周囲の人の理解を得たり、本人がプレッシャーを感じないような声かけや本人のペースで生活できるような環境調整も大切になってきます。
心の健康をチェックしよう
高齢の方で、最近元気がない、やる気が出ない、と感じる場合は、下記の各項目をチェックしてみましょう。
- ひどく気分が落ちこむ・何となくもの悲しい
- 何となく不安で落ち着かず、イライラする
- さびしい、せつない、自分が情けないなどの 感情がある
- 今後の生活について不安であり、自分に自信 がもてない
- 物事を決めようと思っても、判断を下すのに苦労するようになった
- 何かしようと思っても、根気が続かない(集中ができない
- 寝つきが悪い・夜中に何度も目が覚める・十分に眠った感じがしない など
- 食欲がなく体重が急激に減ってきた
- 自分が周りに迷惑をかけていると強く思う
- 好きだったものや趣味に興味がなくなった
チェックで「はい」の項目が多い方は、医者や地域の精神保健福祉センター、地域包括支援センターなどに相談してみましょう。
無理強いをせず本人のペースに合わせる
本人の意志やペースを大切にして、決して無理強いはしないようにしましょう。
散歩などの軽い運動はうつ病に良いとされていますが、無理に促すとプレッシャーを感じて状態を悪くする可能性があります。
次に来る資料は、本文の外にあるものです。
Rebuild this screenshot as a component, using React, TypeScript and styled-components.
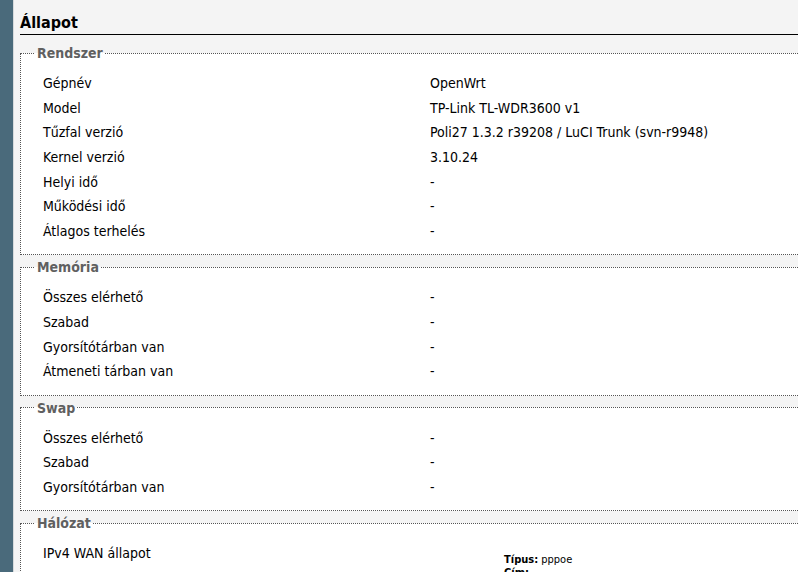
import React from "react";
import styled, { createGlobalStyle } from "styled-components";

const GlobalStyle = createGlobalStyle`
  html, body {
    margin: 0;
    padding: 0;
    background: #f4f4f4;
    overflow: hidden;
  }
  body {
    font-family: "DejaVu Sans Condensed", "DejaVu Sans", Tahoma, sans-serif;
    font-size: 14px;
    color: #000;
  }
`;

const Layout = styled.div`
  display: flex;
  width: 798px;
  height: 572px;
  overflow: hidden;
`;

const Sidebar = styled.div`
  width: 13px;
  flex: 0 0 13px;
  background: #4a6a7b;
  border-right: 1px solid #d6dadc;
`;

const Main = styled.main`
  flex: 1 1 auto;
  min-width: 0;
  padding: 0 0 0 6px;
`;

const Title = styled.h2`
  margin: 0 0 10px;
  padding: 13px 0 1px;
  font-size: 16px;
  font-weight: bold;
  line-height: 20px;
  border-bottom: 1px solid #000;
`;

const Section = styled.fieldset`
  margin: 0 0 4px;
  padding: 10px 0 10.67px 0;
  border: 1px dotted #555;
  border-right: none;
  background: #fff;
  min-width: 0;
`;

const Legend = styled.legend`
  margin-left: 14px;
  padding: 0 2px;
  font-weight: bold;
  font-size: 14px;
  line-height: 16px;
  color: #606060;
`;

const Rows = styled.div`
  display: grid;
  grid-template-columns: 387px auto;
  padding-left: 22px;
`;

const Cell = styled.div`
  height: 24.67px;
  line-height: 24.67px;
  white-space: nowrap;
`;

const StatusCell = styled.div`
  padding: 0 0 0 74px;
  font-size: 11px;
  line-height: 13px;
`;

const StatusLine = styled.div<{ $first?: boolean }>`
  margin-top: ${(p) => (p.$first ? "12px" : "0")};
  white-space: nowrap;
`;

type Row = [string, string];

const system: Row[] = [
  ["Gépnév", "OpenWrt"],
  ["Model", "TP-Link TL-WDR3600 v1"],
  ["Tűzfal verzió", "Poli27 1.3.2 r39208 / LuCI Trunk (svn-r9948)"],
  ["Kernel verzió", "3.10.24"],
  ["Helyi idő", "-"],
  ["Működési idő", "-"],
  ["Átlagos terhelés", "-"],
];

const memory: Row[] = [
  ["Összes elérhető", "-"],
  ["Szabad", "-"],
  ["Gyorsítótárban van", "-"],
  ["Átmeneti tárban van", "-"],
];

const swap: Row[] = [
  ["Összes elérhető", "-"],
  ["Szabad", "-"],
  ["Gyorsítótárban van", "-"],
];

function Block({ title, rows }: { title: string; rows: Row[] }) {
  return (
    <Section>
      <Legend>{title}</Legend>
      <Rows>
        {rows.map(([k, v]) => (
          <React.Fragment key={k}>
            <Cell>{k}</Cell>
            <Cell>{v}</Cell>
          </React.Fragment>
        ))}
      </Rows>
    </Section>
  );
}

export default function App() {
  return (
    <>
      <GlobalStyle />
      <Layout>
        <Sidebar />
        <Main>
          <Title>Állapot</Title>
          <Block title="Rendszer" rows={system} />
          <Block title="Memória" rows={memory} />
          <Block title="Swap" rows={swap} />
          <Section>
            <Legend>Hálózat</Legend>
            <Rows>
              <Cell>IPv4 WAN állapot</Cell>
              <StatusCell>
                <StatusLine $first>
                  <b>Típus:</b> pppoe
                </StatusLine>
                <StatusLine>
                  <b>Cím:</b> -
                </StatusLine>
              </StatusCell>
            </Rows>
          </Section>
        </Main>
      </Layout>
    </>
  );
}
また、本人への声かけも「頑張って」より「よく頑張ってるね」と”ねぎらう声かけ”を心がけるようにしてください。
過剰に反応せず今まで通りに接する
周囲が心配しすぎると、本人も気にしてしまいストレスに感じてしまうことがあります。
うつ病の診断が出ても、今までどおりに接することが大切です。
身の回りのことや生活面において、過剰に介助する必要はありません。
本人ができることや今までおこなっていたことは、無理のない範囲で続けてもらうことが大切です。
まとめ
高齢者うつは、さまざまなきっかけで誰にでも発症する可能性があります。
高齢者のうつは、認知症と間違えられることが多く、若年層のうつとは症状の出方が異なり、身体の不調が目立つ傾向にあります。
体調が悪くなっても、高齢だから…と自ら病院を受診することが少なく、発見が遅れることも少なくありません。
少しでも早くつらい状況から回復するためには、家族や周りの人の気づきが重要となります。
「元気がないな、、、」
「おかしいな、、」
そう感じた際には、早めに専門機関や病院、地域包括支援センターなどに相談しましょう。